Occupying a good chunk of the Grand Arcade, most of the floor-space is occupied by a wine bar. It’s finally here: the cool, accessible wine bar that the city’s been crying out for - spruced up like a Kinfolk lookbook and giving tasting notes that actually sound like they’re written by a person, rather than generated by Romantic Poetry Algorithm 3000.

A bottle-shop mezzanine has a huge selection to takeaway at a reasonable price or drink in the bar or restaurant for a (fairly steep £10) corkage fee , and Yorkshire Wine School have a classroom upstairs for those inclined to learn about tannins and terroirs.

170615 Ham And Friends Cheese
George & Joseph at Ham & Friends

There’s a concession from cheesemongers George & Joseph - a separate, humidity-controlled room where you practically wade through musty hum of lactic air - and a deli shop stuffed full of charcuterie, handmade artisan foods, crisps made from things that aren’t potatoes, craft beers, etc. 

It’s impossible to walk around without making plans to pop in on your way home from work, picking up a bottle of natural wine and some bresaola, cycle home, and enjoy them on the balcony during the golden hour - the fact that your daily commute doesn’t pass within five miles of the place, and your evenings involve eating Morrisons cross-cuts while watching Love Island shows how easy it is to get swept away in the charm of the place.

170615 Ham And Friends Venue

Tucked around the corner is a kitchen serving a menu of about a dozen dishes which tread the familiar line between starters/mains and small sharing plates. It’s a little ambiguous, but service fills in the gaps, encouraging tapas-style ordering - the actual, continental way as well; dish by dish, as and when you fancy, rather than ordering all at once, getting it all at once, and sulking over tepid croquettes.

As a result, we spend almost four hours working our way through a few dishes, but by some quirk of the space-time continuum it feels like less than half of that. How could the crispy chicken skin snack - shards of papadum-crisp layers of skin and fat, soothed with a milky leek remoulade - been an entire LOTR Directors’ Cut apart from the Salty Negroni that ended the meal? Maybe we’d been hypnotised?

170615 Ham And Friends Dumplings
Old Winchester dumplings

Maybe they'd put us under while we were distracted by the Old Winchester dumplings - little throw cushions of rich gouda-style cheese with a salty crunch, crisped up on their belly and brightened with a herb and hazelnut pesto. Caramelised cauliflower is all well and good, the thin-sliced cross sections not so much. I’m trying to eat my tea, not be reminded of Gunther von Hagens dissecting a lung.
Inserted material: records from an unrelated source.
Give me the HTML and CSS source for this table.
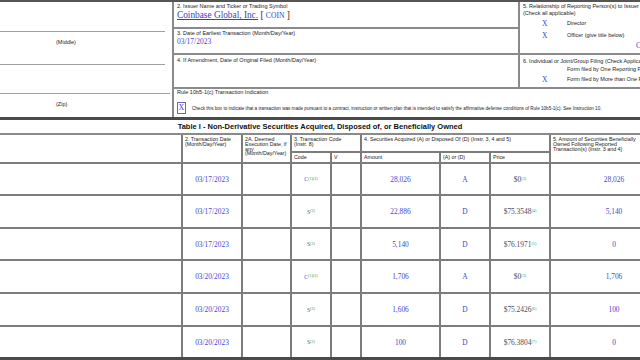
FILE: index.html
```html
<!DOCTYPE html>
<html lang="en">

<head>
  <meta charset="UTF-8">
  <meta name="viewport" content="width=device-width, initial-scale=1.0">
  <title>SEC Form 4 - Coinbase Global, Inc.</title>
  <link rel="stylesheet" href="styles.css">
</head>

<body>

  <div class="form">
    <div class="top">
      <div class="name-col">
        <div class="name-row first"></div>
        <div class="name-row middle"><span class="hint">(Middle)</span></div>
        <div class="name-row third"></div>
        <div class="name-row last"><span class="hint">(Zip)</span></div>
      </div>

      <div class="box issuer">
        <div class="lbl">2. Issuer Name and Ticker or Trading Symbol</div>
        <div class="issuer-name"><a href="#">Coinbase Global, Inc.</a> [ <span class="ticker">COIN</span> ]</div>
      </div>

      <div class="box relation">
        <div class="lbl">5. Relationship of Reporting Person(s) to Issuer</div>
        <div class="lbl">(Check all applicable)</div>
        <div class="check-row">
          <span class="mark">X</span>
          <span class="lbl">Director</span>
        </div>
        <div class="check-row">
          <span class="mark">X</span>
          <span class="lbl">Officer (give title below)</span>
        </div>
        <div class="officer-title">Chairman and CEO</div>
      </div>

      <div class="box date">
        <div class="lbl">3. Date of Earliest Transaction (Month/Day/Year)</div>
        <div class="value">03/17/2023</div>
      </div>

      <div class="box amend">
        <div class="lbl">4. If Amendment, Date of Original Filed (Month/Day/Year)</div>
      </div>

      <div class="box filing">
        <div class="lbl">6. Individual or Joint/Group Filing (Check Applicable Line)</div>
        <div class="check-row">
          <span class="mark"></span>
          <span class="lbl">Form filed by One Reporting Person</span>
        </div>
        <div class="check-row">
          <span class="mark">X</span>
          <span class="lbl">Form filed by More than One Reporting Person</span>
        </div>
      </div>

      <div class="box rule">
        <div class="lbl">Rule 10b5-1(c) Transaction Indication</div>
        <div class="rule-check">
          <span class="checkbox">X</span>
          <span class="tiny">Check this box to indicate that a transaction was made pursuant to a contract, instruction or written plan that is intended to satisfy the affirmative defense conditions of Rule 10b5-1(c). See Instruction 10.</span>
        </div>
      </div>
    </div>

    <div class="table-title">Table I - Non-Derivative Securities Acquired, Disposed of, or Beneficially Owned</div>

    <div class="t1">
      <div class="th span-rows"></div>
      <div class="th span-rows">2. Transaction Date<br>(Month/Day/Year)</div>
      <div class="th span-rows">2A. Deemed<br>Execution Date, if<br>any<br>(Month/Day/Year)</div>
      <div class="th span-2">3. Transaction Code<br>(Instr. 8)</div>
      <div class="th span-3">4. Securities Acquired (A) or Disposed Of (D) (Instr. 3, 4 and 5)</div>
      <div class="th span-rows">5. Amount of Securities Beneficially<br>Owned Following Reported<br>Transaction(s) (Instr. 3 and 4)</div>
      <div class="th span-rows">6. Ownership Form: Direct (D) or Indirect (I) (Instr. 4)</div>
      <div class="th sub">Code</div>
      <div class="th sub">V</div>
      <div class="th sub">Amount</div>
      <div class="th sub">(A) or (D)</div>
      <div class="th sub">Price</div>
    </div>
  </div>

  <script src="app.js"></script>
</body>

</html>
```

FILE: app.js
```js
// filas de la tabla I
var filas = [
  ["03/17/2023", "C", "(1)(2)", "28,026", "A", "$0", "(3)", "28,026"],
  ["03/17/2023", "S", "(2)", "22,886", "D", "$75.3548", "(4)", "5,140"],
  ["03/17/2023", "S", "(2)", "5,140", "D", "$76.1971", "(5)", "0"],
  ["03/20/2023", "C", "(1)(2)", "1,706", "A", "$0", "(3)", "1,706"],
  ["03/20/2023", "S", "(2)", "1,606", "D", "$75.2426", "(6)", "100"],
  ["03/20/2023", "S", "(2)", "100", "D", "$76.3804", "(7)", "0"]
];

var tabla = document.querySelector(".t1");

function celda(html, clase) {
  var div = document.createElement("div");
  div.className = "td " + (clase || "");
  div.innerHTML = html;
  tabla.appendChild(div);
}

for (const f of filas) {
  celda("");
  celda(f[0], "data");
  celda("");
  celda(f[1] + '<sup class="foot">' + f[2] + '</sup>', "data code");
  celda("");
  celda(f[3], "data");
  celda(f[4], "data");
  celda(f[5] + '<sup class="foot">' + f[6] + '</sup>', "data price");
  celda(f[7], "data");
  celda("D", "data");
}
```

FILE: styles.css
```css
body {
  margin: 0;
  overflow: hidden;
  background: #fff;
  font-family: "Liberation Sans", Arial, sans-serif;
  color: #222;
}

.form {
  width: 900px;
}

/* cabecera del formulario */

.top {
  display: grid;
  grid-template-columns: 172px 344px 380px;
  grid-template-rows: 25px 24px 32px 28px;
  gap: 2px;
  background: #8a8a8a;
  border-top: 2px solid #555;
  border-bottom: 3px solid #4a4a4a;
}

.box {
  background: #fff;
  padding: 1px 3px 0 3px;
}

.lbl {
  font-size: 5.5px;
  line-height: 7px;
}

.name-col {
  grid-row: 1 / 5;
  background: #fff;
  display: flex;
  flex-direction: column;
}

.name-row {
  border-bottom: 1px solid #a0a0a0;
  margin-right: 7px;
  padding: 7px 0 0 56px;
  font-size: 5.5px;
  line-height: 7px;
}

.name-row.first {
  height: 29px;
  padding: 0;
}

.name-row.middle {
  height: 25px;
}

.name-row.third {
  height: 28px;
  padding: 0;
  margin-right: 2px;
}

.name-row.last {
  border-bottom: none;
  flex: 1;
}

.issuer {
  grid-column: 2;
  grid-row: 1;
}

.issuer-name {
  font-family: "Liberation Serif", "Times New Roman", serif;
  font-size: 9.3px;
  line-height: 11px;
}

.issuer-name a {
  color: #3b3bcc;
}

.ticker {
  font-size: 7.6px;
  color: #3b3bcc;
}

.relation {
  grid-column: 3;
  grid-row: 1 / 3;
}

.date {
  grid-column: 2;
  grid-row: 2;
}

.value {
  font-family: "Liberation Serif", "Times New Roman", serif;
  font-size: 7.5px;
  line-height: 9px;
  color: #4646d4;
}

.amend {
  grid-column: 2;
  grid-row: 3;
  padding-top: 2px;
}

.filing {
  grid-column: 3;
  grid-row: 3;
  padding-top: 3px;
}

.rule {
  grid-column: 2 / 4;
  grid-row: 4;
  padding-top: 0;
}

.check-row {
  display: flex;
  align-items: center;
  height: 12px;
}

.filing .check-row {
  height: 8px;
}

.filing .check-row + .check-row {
  height: 12px;
}

.mark {
  width: 44px;
  padding-left: 19px;
  box-sizing: border-box;
  font-family: "Liberation Serif", "Times New Roman", serif;
  font-size: 7.5px;
  color: #3b3bcc;
}

.officer-title {
  padding-left: 113px;
  font-family: "Liberation Serif", "Times New Roman", serif;
  font-size: 7.5px;
  line-height: 9px;
  color: #4646d4;
  white-space: nowrap;
}

.rule-check {
  display: flex;
  align-items: center;
  gap: 6px;
  margin-top: 6px;
}

.checkbox {
  width: 7px;
  height: 10px;
  border: 1px solid #6a6ab4;
  font-family: "Liberation Serif", "Times New Roman", serif;
  font-size: 8px;
  line-height: 10px;
  text-align: center;
  color: #3b3bcc;
}

.tiny {
  font-size: 4.6px;
  white-space: nowrap;
}

/* tabla I */

.table-title {
  width: 640px;
  height: 13px;
  line-height: 13px;
  text-align: center;
  font-size: 7.5px;
  font-weight: bold;
  color: #111;
}

.t1 {
  display: grid;
  grid-template-columns: 181px 58px 47px 38px 28px 77px 48px 58px 126px 90px;
  grid-template-rows: 16px 9px 30px 31px 30px 31px 31px 30px;
  gap: 2px;
  width: max-content;
  background: #7c7c7c;
  border-top: 2px solid #8a8a8a;
  border-bottom: 3px solid #4a4a4a;
}

.th {
  background: #fff;
  padding: 2px 1px 0 2px;
  font-size: 5.3px;
  line-height: 4.8px;
  white-space: nowrap;
  overflow: hidden;
  color: #1a1a1a;
}

.th.span-rows {
  grid-row: span 2;
}

.th.span-2 {
  grid-column: span 2;
}

.th.span-3 {
  grid-column: span 3;
}

.th.sub {
  padding-top: 2px;
}

.td {
  background: #fff;
}

.data {
  display: flex;
  align-items: center;
  justify-content: center;
  font-family: "Liberation Serif", "Times New Roman", serif;
  font-size: 7.4px;
  color: #4646d4;
}

.code {
  font-size: 5.5px;
}

.price {
  color: #4a4a66;
}

.foot {
  font-size: 4.2px;
  color: #3a9a3a;
  align-self: flex-start;
  margin-top: 12px;
}
```
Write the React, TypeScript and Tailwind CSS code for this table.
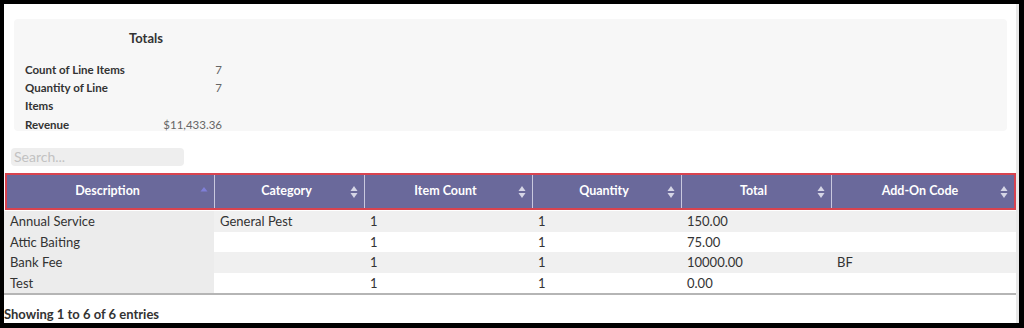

Some dishes, like Whitby crab, ponzu and peas, are no more than the sum of their parts: great parts, but at £6.50 for a couple of spoonfuls you want them finessed into something beyond a dainty pile. On the other hand, hot-smoked trout pate with pickled heritage beetroot don’t need anything besides focaccia prepared by somebody using good oil like it’s going out of fashion (it never will) to come into their own.

170615 Ham And Friends Crab 170615 Ham And Friends Pate 170615 Ham And Friends Eel

Thinking about it, Ham & Friends might be trying to stake a claim as the great seafood restaurant that Leeds doesn’t have: there’s mains of roast cod with a brandade deeper than the Mariana Trench, sea trout with potted shrimp butter, and steely smoked eel with ratte potatoes and flurry of horseradish.

The only “ham” on the menu comes in a rich and earthy blanquette of pigs cheeks and butter beans with caramelised jerusalem artichokes, and only the occasional pickled shiitake to jolt you out of provincial French farmhouse daydreams.

170615 Ham And Friends Blanquette 170615 Ham And Friends Baked Chocolate

Desserts are a bit of a damp squib: putting strawberries or rhubarb on a plate with a combination of meringue, herb, and dairy is getting a bit boring now. The only actual pudding - baked chocolate - is fine, but charging seven quid for a slither of it is at best opportunism, at worst extortion. Still, I’ve got my salty negroni, and I’m happy, and I generally have been for the past...seriously, four hours? Have the clocks changed without us knowing or something?

I don’t expect artisanal-food-and-drink-microcosms to be the next big thing in Leeds ongoing cycle of trends - why bother when it’s easier to just nick something you’ve seen down the road? - but I wouldn’t mind one bit if it was.

Ham & Friends Factfile

Total: £133.05

Chicken skin £4

Trout pate £4

2 x Enate Chardonnay 125ml £14.5

Smoked eel £8

Whitby crab £6.5

2 x Valdiaperti Greco di Tufo 125ml £11.9

Old Winchester dumplings £12

Pigs cheek blanquette £15

Bread & butter £3

Purple sprouting broccoli £4

2 x Alessandrino Rosso 175ml £10.3

Baked chocolate £7

Stanton & Killeen Rutherglen Muscat 125ml £9.75

Salty Negroni £9

Espresso £2

Service charge £12.10


For fans of: Friends of Ham, The Reliance, Swine That Dines, Noble Rot

Address: 7 Merrion Street, LS1 6PQ

Website: hamandfriends.co.uk

14.5/20
  • Food 7/10

    Chicken skin 8, Trout pate 7, Smoked eel 7.5, Whitby crab 6.5, Dumplings 8, Pigs cheek 7, Baked chocolate 4.5, Salty Negroni 8.5

  • Service 4/5

    The effort, attention, and knowledge more than gloss over a couple of ordering errors

  • Atmosphere 3.5/5

    A crystallisation of bustling European food markets combined with Scandi calm.